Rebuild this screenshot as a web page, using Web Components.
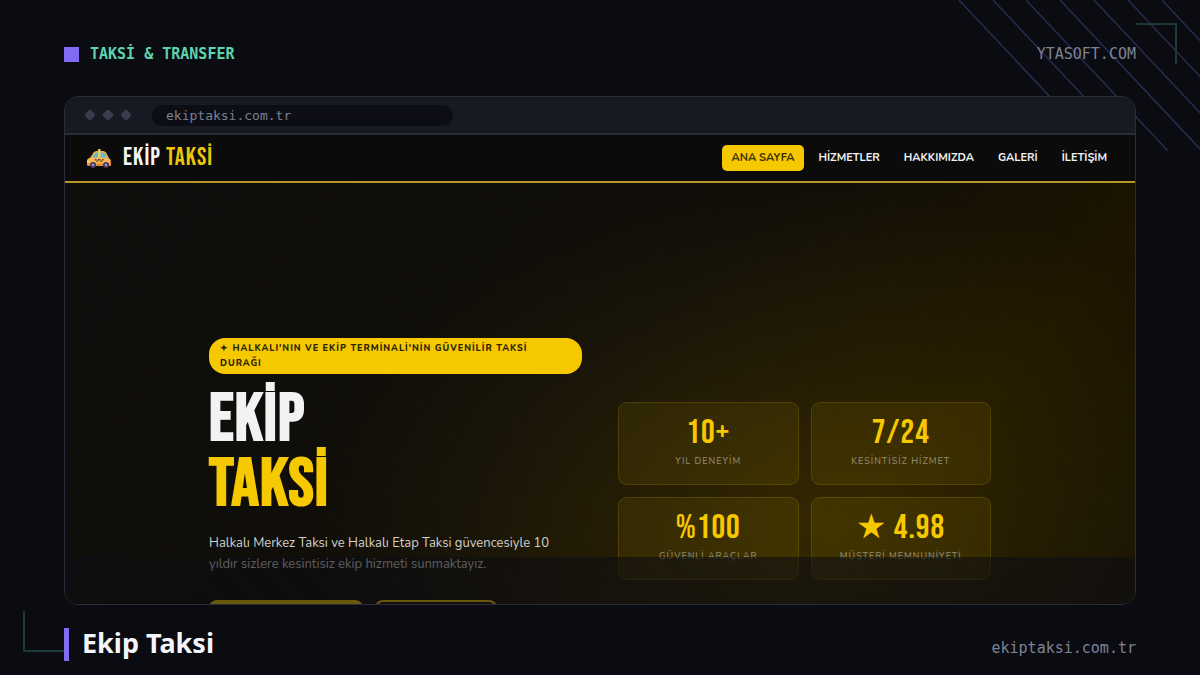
<!DOCTYPE html>
<html lang="tr">
<head>
<meta charset="utf-8">
<title>Ekip Taksi</title>
<style>
  html { height: 100%; }
  body {
    margin: 0;
    height: 100%;
    background: #0b0c11;
    font-family: "Noto Sans", sans-serif;
    color: #f4f5fa;
  }
</style>
</head>
<body>

<showcase-page>
  <a-tag slot="top">TAKSİ &amp; TRANSFER</a-tag>
  <mono-note slot="top">YTASOFT.COM</mono-note>

  <browser-window url="ekiptaksi.com.tr">
    <site-nav>
      <nav-link active>ANA SAYFA</nav-link>
      <nav-link>HİZMETLER</nav-link>
      <nav-link>HAKKIMIZDA</nav-link>
      <nav-link>GALERİ</nav-link>
      <nav-link>İLETİŞİM</nav-link>
    </site-nav>
    <site-hero>
      <stat-card slot="stats" value="10+">YIL DENEYİM</stat-card>
      <stat-card slot="stats" value="7/24">KESİNTİSİZ HİZMET</stat-card>
      <stat-card slot="stats" value="%100">GÜVENLİ ARAÇLAR</stat-card>
      <stat-card slot="stats" value="★ 4.98">MÜŞTERİ MEMNUNİYETİ</stat-card>
    </site-hero>
  </browser-window>

  <page-title slot="bottom">Ekip Taksi</page-title>
  <mono-note slot="bottom">ekiptaksi.com.tr</mono-note>
</showcase-page>

<script>
(function () {
  'use strict';

  const MONO = '"Consolas", "DejaVu Sans Mono", monospace';
  const NARROW = '"Bebas Neue", "Liberation Sans Narrow", sans-serif';
  const ROUND = '"Nunito", "Open Sans", sans-serif';

  function define(name, render) {
    customElements.define(name, class extends HTMLElement {
      connectedCallback() {
        if (this.shadowRoot) return;
        this.attachShadow({ mode: 'open' }).innerHTML = render(this);
      }
    });
  }

  /* ── page frame: top bar, window, bottom bar, decorations ── */
  define('showcase-page', () => `
    <style>
      :host {
        position: relative;
        display: flex;
        flex-direction: column;
        height: 100%;
        box-sizing: border-box;
        padding: 0 64px;
        overflow: hidden;
      }
      header, footer {
        position: relative;
        display: flex;
        box-sizing: border-box;
        justify-content: space-between;
      }
      header { align-items: center; height: 96px; padding-top: 12px; }
      footer { align-items: baseline; height: 70px; padding-top: 23px; }
      main { position: relative; flex: 1; min-height: 0; display: flex; }
      ::slotted(browser-window) { flex: 1; min-width: 0; }
      .lines { position: absolute; top: 0; right: 0; }
      .corner { position: absolute; width: 39px; height: 39px; border: 0 solid #1c3b38; }
      .tr { top: 23px; right: 23px; border-width: 2px 2px 0 0; }
      .bl { bottom: 23px; left: 23px; border-width: 0 0 2px 2px; }
    </style>
    <svg class="lines" width="260" height="151" viewBox="0 0 260 151" stroke="#2e2b56" stroke-width="1.4" aria-hidden="true">
      <path d="M19 0l142 151M53 0l142 151M86 0l142 151M120 0l142 151M154 0l142 151M188 0l142 151M222 0l142 151"/>
    </svg>
    <div class="corner tr"></div>
    <div class="corner bl"></div>
    <header><slot name="top"></slot></header>
    <main><slot></slot></main>
    <footer><slot name="bottom"></slot></footer>
  `);

  define('a-tag', () => `
    <style>
      :host { display: flex; align-items: center; gap: 11px; font: bold 15px/20px ${MONO}; color: #5dd3b0; }
      i { width: 15px; height: 15px; background: #7f6cf0; }
    </style>
    <i></i><span><slot></slot></span>
  `);

  define('mono-note', () => `
    <style>
      :host { display: block; font: 15px/20px ${MONO}; color: #7f8294; }
    </style>
    <slot></slot>
  `);

  define('page-title', () => `
    <style>
      :host { display: block; }
      h2 {
        margin: 0;
        padding: 0 0 3px 13px;
        border-left: 5px solid #7f6cf0;
        font: bold 27px/30px "Segoe UI", "Noto Sans", sans-serif;
        color: #f4f5fa;
      }
    </style>
    <h2><slot></slot></h2>
  `);

  /* ── browser chrome ── */
  define('browser-window', (el) => `
    <style>
      :host {
        display: flex;
        flex-direction: column;
        box-sizing: border-box;
        border: 1px solid #2b2d3a;
        border-radius: 14px;
        overflow: hidden;
        background: #0c0c0c;
      }
      .bar {
        flex: none;
        display: flex;
        align-items: center;
        gap: 13px;
        height: 36px;
        padding-left: 20px;
        background: #171a22;
        border-bottom: 2px solid #2a2c38;
      }
      svg { margin-right: 8px; }
      .url {
        width: 301px;
        padding-left: 14px;
        box-sizing: border-box;
        border-radius: 10px;
        background: #0d0e15;
        font: 13px/21px ${MONO};
        color: #7d8091;
      }
      .view { position: relative; flex: 1; min-height: 0; overflow: hidden; }
      .shade { position: absolute; inset: auto 0 0 0; height: 47px; background: rgba(13, 14, 18, 0.6); }
    </style>
    <div class="bar">
      <svg width="46" height="10" viewBox="0 0 46 10" fill="#3a3b4c" aria-hidden="true">
        <path d="M4 0h2l4 4v2l-4 4h-2l-4-4v-2z"/>
        <path d="M22 0h2l4 4v2l-4 4h-2l-4-4v-2z"/>
        <path d="M40 0h2l4 4v2l-4 4h-2l-4-4v-2z"/>
      </svg>
      <div class="url">${el.getAttribute('url')}</div>
    </div>
    <div class="view"><slot></slot><div class="shade"></div></div>
  `);

  /* ── site ── */
  define('taxi-icon', () => `
    <style>:host { display: block; padding-top: 2px; } svg { display: block; }</style>
    <svg width="26" height="20" viewBox="0 0 26 20" aria-hidden="true">
      <path d="M4 9l3.500-5.500q1-1.500 3-1.500h6.500q2 0 3 1.500l3 5.500z" fill="#eeb04c"/>
      <path d="M6 9l2.800-4.600q.6-.9 1.700-.9h1.700v5.500zM14.400 3.500h2.600q1.100 0 1.700.9l2.800 4.600h-7.100z" fill="#62b8d2"/>
      <rect x="12" y="0" width="2.500" height="9" fill="#e6cf62"/>
      <path d="M1 12q0-3 4-3.500h16q4 1 4 4v3q0 1.500-2 1.500H3q-2 0-2-2z" fill="#f7b552"/>
      <path d="M1 14.500h24v1q0 1.500-2 1.500H3q-2 0-2-1.500z" fill="#df8d3c"/>
      <path d="M9 10h1.500v1.500H9zM12 10h2.500v1.500H12zM16 10h1.500v1.500H16zM10.500 11.500H12V13h-1.500zM14.500 11.500H16V13h-1.500z" fill="#5b4638"/>
      <circle cx="7" cy="16" r="3" fill="#46335f"/><circle cx="7" cy="16" r="1.300" fill="#a29abb"/>
      <circle cx="20" cy="16" r="3" fill="#46335f"/><circle cx="20" cy="16" r="1.300" fill="#a29abb"/>
      <path d="M24 12h1.200v2H24z" fill="#dd4b44"/>
      <path d="M1 12h1.500v1.500H1z" fill="#fff0b0"/>
    </svg>
  `);

  define('site-nav', () => `
    <style>
      :host {
        display: flex;
        align-items: center;
        justify-content: space-between;
        height: 46px;
        padding: 0 18px 0 21px;
        background: #0b0b0b;
        border-bottom: 2px solid #b8952a;
      }
      .brand {
        display: flex;
        align-items: center;
        gap: 11px;
        text-decoration: none;
        font: 25px/28px ${NARROW};
        letter-spacing: 1px;
        color: #f6f6f6;
      }
      b { font-weight: normal; color: #ecc60c; }
      nav { display: flex; gap: 4px; }
    </style>
    <a class="brand" href="#"><taxi-icon></taxi-icon><span>EKİP <b>TAKSİ</b></span></a>
    <nav><slot></slot></nav>
  `);

  define('nav-link', (el) => `
    <style>
      :host { display: block; }
      a {
        display: block;
        padding: 0 10px;
        border-radius: 5px;
        text-decoration: none;
        font: bold 11px/26px ${ROUND};
        color: #f2f2f2;
      }
      .on { background: #f5c800; color: #3b3003; }
    </style>
    <a href="#" class="${el.hasAttribute('active') ? 'on' : ''}"><slot></slot></a>
  `);

  define('site-hero', () => `
    <style>
      :host {
        display: block;
        padding: 155px 20px 80px;
        background:
          repeating-linear-gradient(45deg, transparent 0 27px, rgba(245, 200, 0, 0.012) 27px 28px),
          radial-gradient(ellipse 500px 330px at 70% 62%, rgba(245, 200, 0, 0.11), transparent),
          linear-gradient(135deg, #0d0d0c 0%, #110e08 45%, #1c1400 70%, #0f0d06 100%);
      }
      .inner {
        display: grid;
        grid-template-columns: 1fr 1fr;
        align-items: center;
        gap: 36px;
        max-width: 782px;
        margin: 0 auto;
      }
      .pill {
        padding: 3px 11px;
        border-radius: 16px;
        background: #f5c800;
        font: 800 9px/15px ${ROUND};
        letter-spacing: 1px;
        color: #2b2403;
      }
      h1 { margin: 13px 0 16px; font: bold 68px/65px ${NARROW}; letter-spacing: 1px; color: #f2f2f2; }
      h1 span { display: block; color: #f5c800; }
      p { max-width: 356px; margin: 0 0 25px; font: 13px/21px ${ROUND}; color: #d2d1cd; }
      .actions { display: flex; gap: 12px; }
      button {
        height: 43px;
        width: 154px;
        box-sizing: border-box;
        border: 2px solid #f5c800;
        border-radius: 8px;
        background: #f5c800;
      }
      button + button { width: 122px; background: transparent; }
      .stats { display: grid; grid-template-columns: 1fr 1fr; gap: 12px; }
    </style>
    <div class="inner">
      <div>
        <div class="pill">✦ HALKALI'NIN VE EKİP TERMİNALİ'NİN GÜVENİLİR TAKSİ DURAĞI</div>
        <h1>EKİP <span>TAKSİ</span></h1>
        <p>Halkalı Merkez Taksi ve Halkalı Etap Taksi güvencesiyle 10 yıldır sizlere kesintisiz ekip hizmeti sunmaktayız.</p>
        <div class="actions">
          <button type="button" aria-label="Hemen Ara"></button>
          <button type="button" aria-label="Hizmetler"></button>
        </div>
      </div>
      <div class="stats"><slot name="stats"></slot></div>
    </div>
  `);

  define('stat-card', (el) => `
    <style>
      :host {
        display: block;
        box-sizing: border-box;
        height: 83px;
        padding-top: 12px;
        border: 1px solid rgba(245, 200, 0, 0.14);
        border-radius: 9px;
        background: rgba(245, 200, 0, 0.08);
        text-align: center;
      }
      .value { font: 34px/36px ${NARROW}; letter-spacing: 1px; color: #f5c800; }
      .label { font: 500 9px/20px ${ROUND}; letter-spacing: 1px; color: #918970; }
    </style>
    <div class="value">${el.getAttribute('value')}</div>
    <div class="label"><slot></slot></div>
  `);
})();
</script>
</body>
</html>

• • •

— THE REQUEST —
Wherever the word "this" occurs in a line of the listing, copy that line.

— FULL RESPONSE —
Rebuild this screenshot as a web page, using Web Components.
        if (this.shadowRoot) return;
        this.attachShadow({ mode: 'open' }).innerHTML = render(this);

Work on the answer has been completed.